Quick background info, I've been gaming this girl for a few weeks, went out the other night, back to mine and fucked her. Since then, shes been distant. I randomly texted her yesterday and this is how it went

Me: Stop it!
Her: haha what?
Me: Stop thinking about me!
Her: haha it's like you read my mind, I wasn't though not until you text me, you must be thinking about me because you texted me first
Me: I blame all the pictures you took of us the other night (she'd recently put them on facebook)
Her: lol! I can't even remember taking them, can't remember much tbh
Me: haha! I remember you kept telling me you loved me :P
Her: Yeah as a mate, I say that to everyone lol
Me: haha, yeah I didn't think you were in love with me!
Her: Good, that'd be awkward

Now, I know the last line was stupid, in hind sight I wish I'd replied with "Yeah, wouldn't want you planning out wedding" but I didn't. What do you think? Did I blow it?
haha I would love too :)

And no dude, you have already slept with her, one bad text message isn't going to blow anything at this point. The only that will be blown is you're " Youwho" ;)
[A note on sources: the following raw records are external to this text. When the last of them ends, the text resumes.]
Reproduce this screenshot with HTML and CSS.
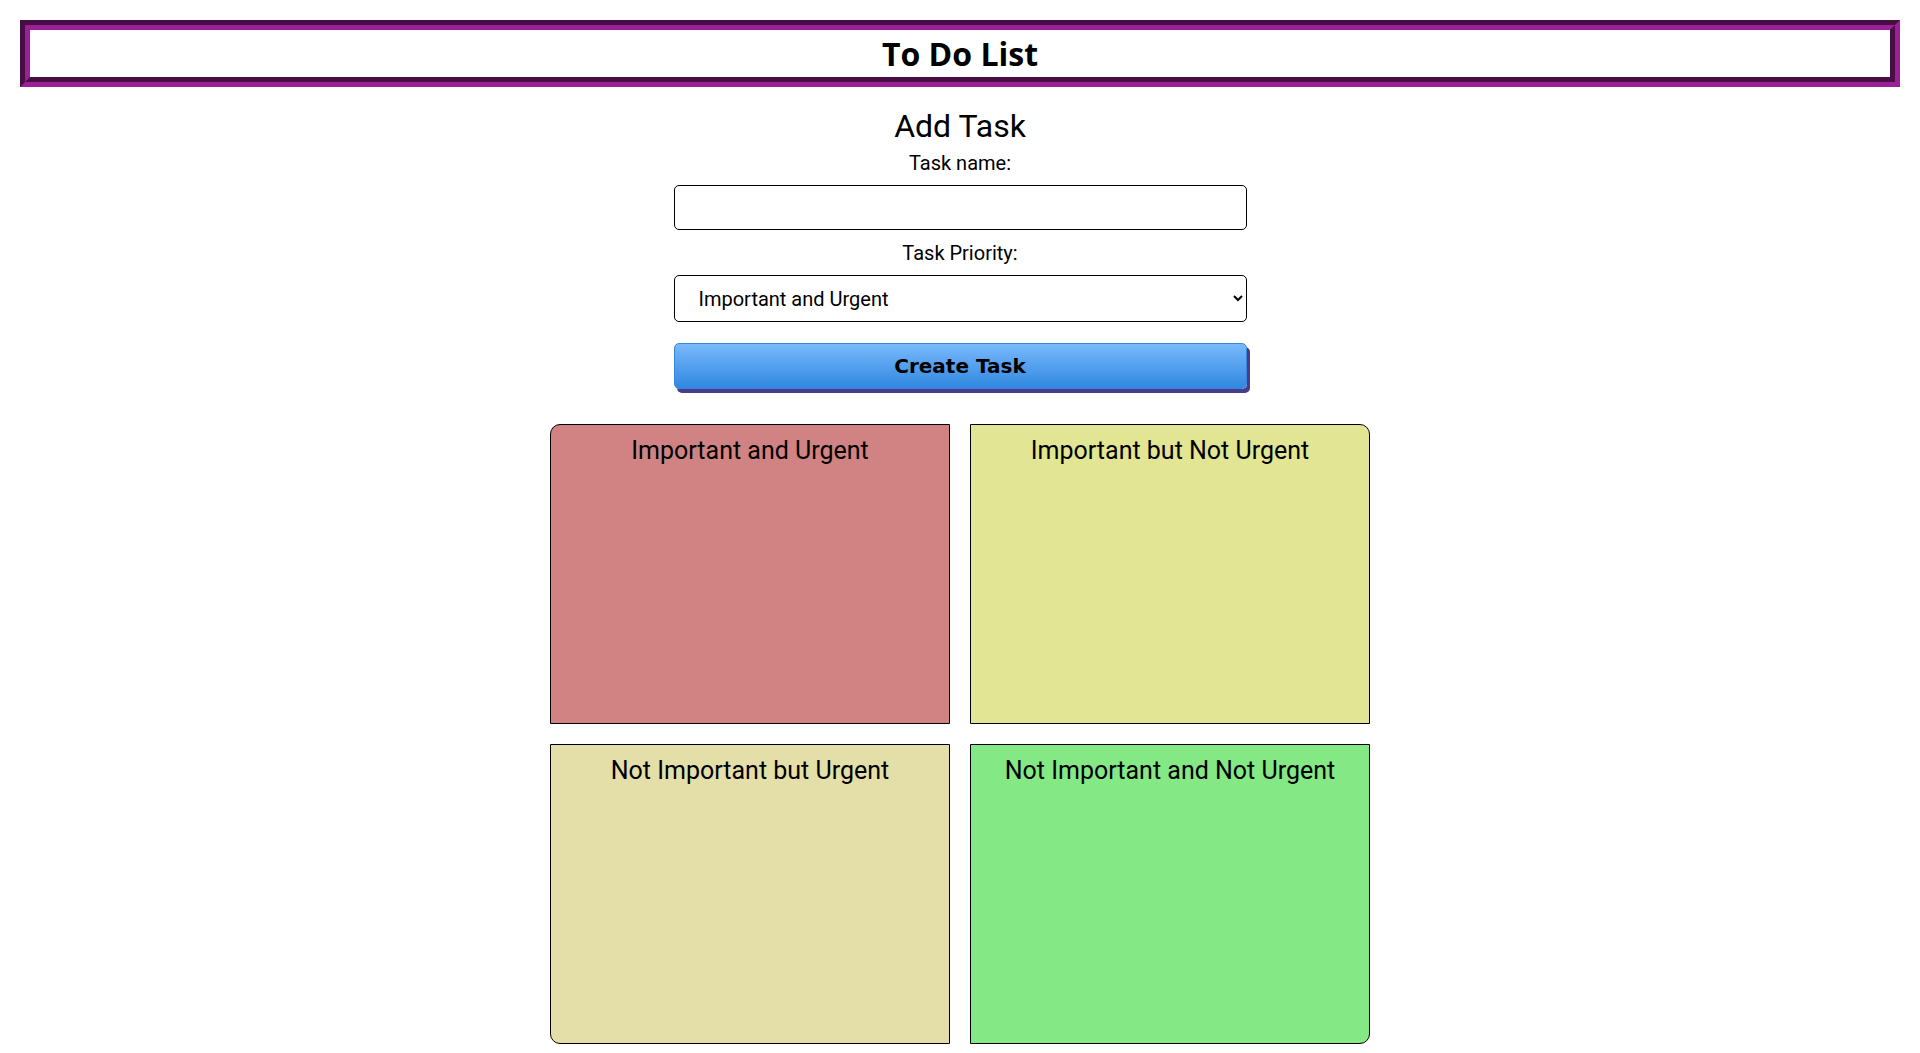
FILE: index.html
```html
<!DOCTYPE html>
<html lang="en">
<head>
<meta charset="utf-8">
<title>To Do List</title>
<link rel="stylesheet" href="styles.css">
</head>
<body>
<header class="site-header">
  <h1 class="site-title">To Do List</h1>
</header>
<main class="main">
  <section class="add-task">
    <h2 class="add-title">Add Task</h2>
    <label class="field-label" for="task-name">Task name:</label>
    <input class="text-input" id="task-name" type="text">
    <label class="field-label field-label-2" for="task-priority">Task Priority:</label>
    <select class="select-input" id="task-priority">
      <option>Important and Urgent</option>
      <option>Important but Not Urgent</option>
      <option>Not Important but Urgent</option>
      <option>Not Important and Not Urgent</option>
    </select>
    <button class="create-btn" type="button">Create Task</button>
  </section>
  <section class="matrix">
    <div class="quad quad-iu"><h3 class="quad-title">Important and Urgent</h3></div>
    <div class="quad quad-inu"><h3 class="quad-title">Important but Not Urgent</h3></div>
    <div class="quad quad-niu"><h3 class="quad-title">Not Important but Urgent</h3></div>
    <div class="quad quad-ninu"><h3 class="quad-title">Not Important and Not Urgent</h3></div>
  </section>
</main>
</body>
</html>
```

FILE: styles.css
```css
html, body {
  background: #ffffff;
}
body {
  margin: 20px 20px 0 20px;
  font-family: Roboto, "Liberation Sans", sans-serif;
  color: #000;
}
.site-header {
  border: 10px groove rgb(155, 31, 150);
  height: 47px;
  display: flex;
  align-items: center;
  justify-content: center;
}
.site-title {
  margin: 0;
  font-family: "Open Sans", sans-serif;
  font-weight: 700;
  font-size: 32px;
  line-height: normal;
}
.main {
  display: flex;
  flex-direction: column;
  align-items: center;
}
.add-task {
  width: 573px;
  display: flex;
  flex-direction: column;
  align-items: stretch;
  text-align: center;
}
.add-title {
  margin: 20px 0 6px 0;
  font-size: 32px;
  font-weight: 400;
  line-height: normal;
}
.field-label {
  display: block;
  font-size: 20px;
  font-weight: 400;
  line-height: normal;
  margin-bottom: 10px;
}
.field-label-2 {
  margin-top: 11px;
}
.text-input {
  box-sizing: border-box;
  height: 45px;
  width: 100%;
  border: 1px solid #000;
  border-radius: 5px;
  padding: 0 20px;
  font-family: Roboto, sans-serif;
  font-size: 20px;
  margin: 0;
}
.select-input {
  box-sizing: border-box;
  height: 47px;
  width: 100%;
  border: 1px solid #000;
  border-radius: 5px;
  padding: 0 16px 0 20px;
  font-family: Roboto, sans-serif;
  font-size: 20px;
  background: #fff;
  color: #000;
  margin: 0;
}
.create-btn {
  box-sizing: border-box;
  margin: 21px 0 0 0;
  height: 46px;
  width: 100%;
  border: 1px solid #3a86da;
  border-radius: 5px;
  background: linear-gradient(to bottom, #79b9fc 0%, #3088e0 100%);
  box-shadow: 3px 4px 0 #483d8b;
  font-family: "DejaVu Sans", Verdana, sans-serif;
  font-weight: 700;
  font-size: 20px;
  color: #000;
  cursor: pointer;
}
.matrix {
  margin-top: 35px;
  display: grid;
  grid-template-columns: 400px 400px;
  grid-template-rows: 300px 300px;
  gap: 20px;
}
.quad {
  box-sizing: border-box;
  border: 1px solid #000;
  text-align: center;
}
.quad-title {
  margin: 11px 0 0 0;
  font-size: 25px;
  font-weight: 400;
  line-height: normal;
}
.quad-iu {
  background: #d18383;
  border-top-left-radius: 10px;
}
.quad-inu {
  background: #e1e594;
  border-top-right-radius: 10px;
}
.quad-niu {
  background: #e4dfa8;
  border-bottom-left-radius: 10px;
}
.quad-ninu {
  background: #84e884;
  border-bottom-right-radius: 10px;
}
```
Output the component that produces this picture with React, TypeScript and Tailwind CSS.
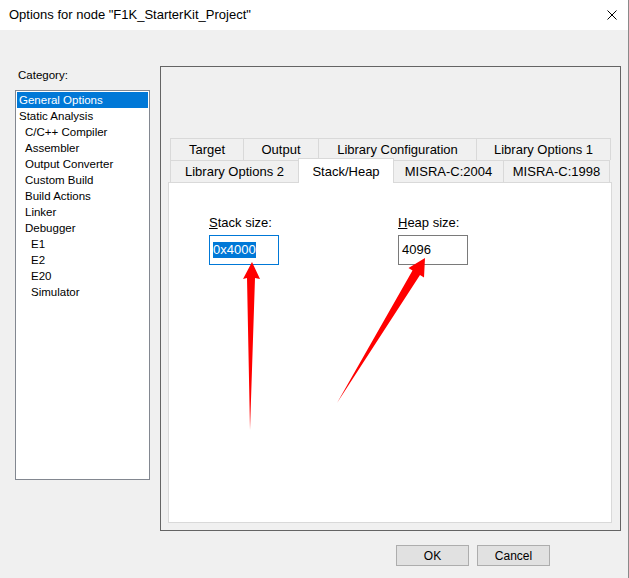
import React from "react";

const categories: { label: string; level: number }[] = [
  { label: "General Options", level: 0 },
  { label: "Static Analysis", level: 0 },
  { label: "C/C++ Compiler", level: 1 },
  { label: "Assembler", level: 1 },
  { label: "Output Converter", level: 1 },
  { label: "Custom Build", level: 1 },
  { label: "Build Actions", level: 1 },
  { label: "Linker", level: 1 },
  { label: "Debugger", level: 1 },
  { label: "E1", level: 2 },
  { label: "E2", level: 2 },
  { label: "E20", level: 2 },
  { label: "Simulator", level: 2 },
];

const indent = ["pl-[2px]", "pl-[8px]", "pl-[14px]"];

const topTabs = [
  { label: "Target", w: "w-[73px]" },
  { label: "Output", w: "w-[75px]" },
  { label: "Library Configuration", w: "w-[158px]" },
  { label: "Library Options 1", w: "w-[135px] border-r" },
];

function Arrows() {
  // red annotation arrows drawn over the dialog
  return (
    <svg className="absolute inset-0 pointer-events-none" width="629" height="578">
      <polygon
        points="250,430 255,278 260,279 252,262 243,279 247,278"
        fill="#ff0000"
      />
      <polygon
        points="337,403 420,275 424,277.5 425,258 408.5,268 412.5,270.5"
        fill="#ff0000"
      />
    </svg>
  );
}

export default function App() {
  return (
    <div
      className="relative w-[629px] h-[578px] bg-[#f0f0f0] border-r border-[#8a8a8a] overflow-hidden text-[13px] text-black"
      style={{ fontFamily: '"Liberation Sans", Arial, sans-serif' }}
    >
      {/* title bar */}
      <div className="h-[30px] bg-white flex items-center justify-between pl-[9px] pr-[11px]">
        <span className="text-[13px]">Options for node "F1K_StarterKit_Project"</span>
        <svg width="10" height="10" viewBox="0 0 10 10">
          <path d="M0.5 0.5L9.5 9.5M9.5 0.5L0.5 9.5" stroke="#000" strokeWidth="1" />
        </svg>
      </div>

      <div className="flex">
        {/* category list */}
        <div className="pl-[15px] pt-[37px] w-[160px] text-[11.5px]">
          <div className="leading-[16px] pl-[3px] mb-[7px]">Category:</div>
          <div className="w-[135px] h-[390px] bg-white border border-[#828790] p-px">
            {categories.map((c, i) => (
              <div
                key={c.label}
                className={
                  "h-[16px] leading-[16px] whitespace-nowrap " +
                  indent[c.level] +
                  (i === 0 ? " bg-[#0078d7] text-white" : "")
                }
              >
                {c.label}
              </div>
            ))}
          </div>
        </div>

        {/* options panel */}
        <div className="mt-[36px] w-[461px] h-[465px] border border-[#646464] pl-[7px] pr-[8px] pt-[71px] pb-[7px] flex flex-col">
          <div className="pl-[2px]">
            <div className="flex h-[22px]">
              {topTabs.map((t) => (
                <div
                  key={t.label}
                  className={"h-[22px] border-t border-l border-[#d9d9d9] flex items-center justify-center " + t.w}
                >
                  {t.label}
                </div>
              ))}
            </div>
            <div className="flex h-[22px] items-end">
              <div className="w-[128px] h-[22px] border-t border-l border-[#d9d9d9] flex items-center justify-center">
                Library Options 2
              </div>
              <div className="relative z-10 w-[96px] h-[25px] -mb-px bg-white border-t border-l border-r border-[#d9d9d9] flex items-start pt-[3px] justify-center">
                Stack/Heap
              </div>
              <div className="w-[109px] h-[22px] border-t border-[#d9d9d9] flex items-center justify-center">
                MISRA-C:2004
              </div>
              <div className="w-[107px] h-[22px] border-t border-l border-r border-[#d9d9d9] flex items-center justify-center">
                MISRA-C:1998
              </div>
            </div>
          </div>
          <div className="flex-1 bg-white border border-[#d9d9d9] pl-[40px] pt-[32px] flex gap-[119px]">
            <div>
              <div className="leading-[16px] mb-[4px]">
                <span className="underline">S</span>tack size:
              </div>
              <div className="w-[70px] h-[30px] border border-[#0078d7] pl-[3px] flex items-center">
                <span className="bg-[#0078d7] text-white leading-[16px]">0x4000</span>
              </div>
            </div>
            <div>
              <div className="leading-[16px] mb-[4px]">
                <span className="underline">H</span>eap size:
              </div>
              <div className="w-[70px] h-[30px] border border-[#7a7a7a] pl-[3px] flex items-center">
                4096
              </div>
            </div>
          </div>
        </div>
      </div>

      {/* buttons */}
      <div className="flex justify-end gap-[8px] pr-[78px] mt-[14px]">
        <button className="w-[73px] h-[21px] bg-[#e1e1e1] border border-[#adadad] text-[12px]">OK</button>
        <button className="w-[73px] h-[21px] bg-[#e1e1e1] border border-[#adadad] text-[12px]">Cancel</button>
      </div>

      <Arrows />
    </div>
  );
}
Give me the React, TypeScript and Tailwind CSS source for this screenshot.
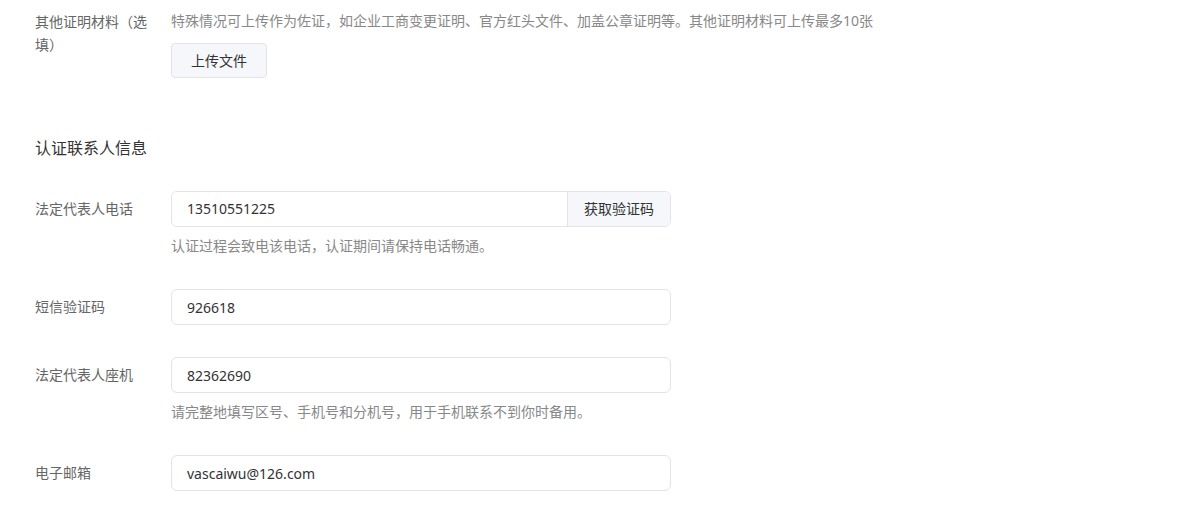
import React from "react";

const font = { fontFamily: '"Noto Sans", "Noto Sans CJK SC", sans-serif' };

function Row({ label, children }: { label: string; children: React.ReactNode }) {
  return (
    <div className="flex items-start gap-4">
      <div className="w-[120px] shrink-0 text-sm leading-9 text-[#666]">{label}</div>
      <div className="flex-1">{children}</div>
    </div>
  );
}

function Field({ value }: { value: string }) {
  return (
    <input
      readOnly
      value={value}
      className="h-9 w-[500px] rounded-md border border-[#e2e4e8] bg-white px-[15px] text-sm text-[#333] outline-none"
      style={font}
    />
  );
}

function Hint({ children }: { children: React.ReactNode }) {
  return <p className="mt-2 text-sm leading-[22px] text-[#888]">{children}</p>;
}

export default function App() {
  return (
    <div className="min-h-[510px] bg-white px-[35px] pt-[10px]" style={font}>
      <div className="flex items-start gap-4">
        <div className="w-[120px] shrink-0 text-sm leading-[23px] text-[#666]">其他证明材料（选填）</div>
        <div className="flex-1">
          <p className="text-sm leading-[22px] text-[#888]">
            特殊情况可上传作为佐证，如企业工商变更证明、官方红头文件、加盖公章证明等。其他证明材料可上传最多10张
          </p>
          <button className="mt-[11px] h-[35px] w-24 rounded border border-[#e2e4e8] bg-[#f5f7fa] text-sm text-[#333]">
            上传文件
          </button>
        </div>
      </div>

      <h2 className="mt-[58px] text-base leading-6 text-[#333]">认证联系人信息</h2>

      <div className="mt-[31px] flex flex-col gap-8">
        <Row label="法定代表人电话">
          <div className="flex h-9 w-[500px] overflow-hidden rounded-md border border-[#e2e4e8]">
            <input
              readOnly
              value="13510551225"
              className="min-w-0 flex-1 bg-white px-[15px] text-sm text-[#333] outline-none"
              style={font}
            />
            <button className="w-[103px] border-l border-[#e2e4e8] bg-[#f5f7fa] text-sm text-[#333]">获取验证码</button>
          </div>
          <Hint>认证过程会致电该电话，认证期间请保持电话畅通。</Hint>
        </Row>

        <Row label="短信验证码">
          <Field value="926618" />
        </Row>

        <Row label="法定代表人座机">
          <Field value="82362690" />
          <Hint>请完整地填写区号、手机号和分机号，用于手机联系不到你时备用。</Hint>
        </Row>

        <Row label="电子邮箱">
          <Field value="vascaiwu@126.com" />
        </Row>
      </div>
    </div>
  );
}
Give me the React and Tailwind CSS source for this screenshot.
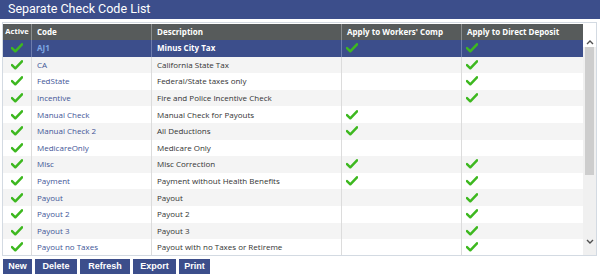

I wish you guys would stop thinking that a text message can ruin things, a text is not a big deal!! Its one electronic frequency that invisibly travels through the air, it not all that serious. Just imagine if this conversation happened while you guys were in person; would you freak out and lose state over one thing you say? Treat you're text conversations as they are happening in person, they're is always room to recover. Its no biggy, really :P
Thanks man! Great advice about the "treating text conversations s if they were happening in person" I never thought of it like that before!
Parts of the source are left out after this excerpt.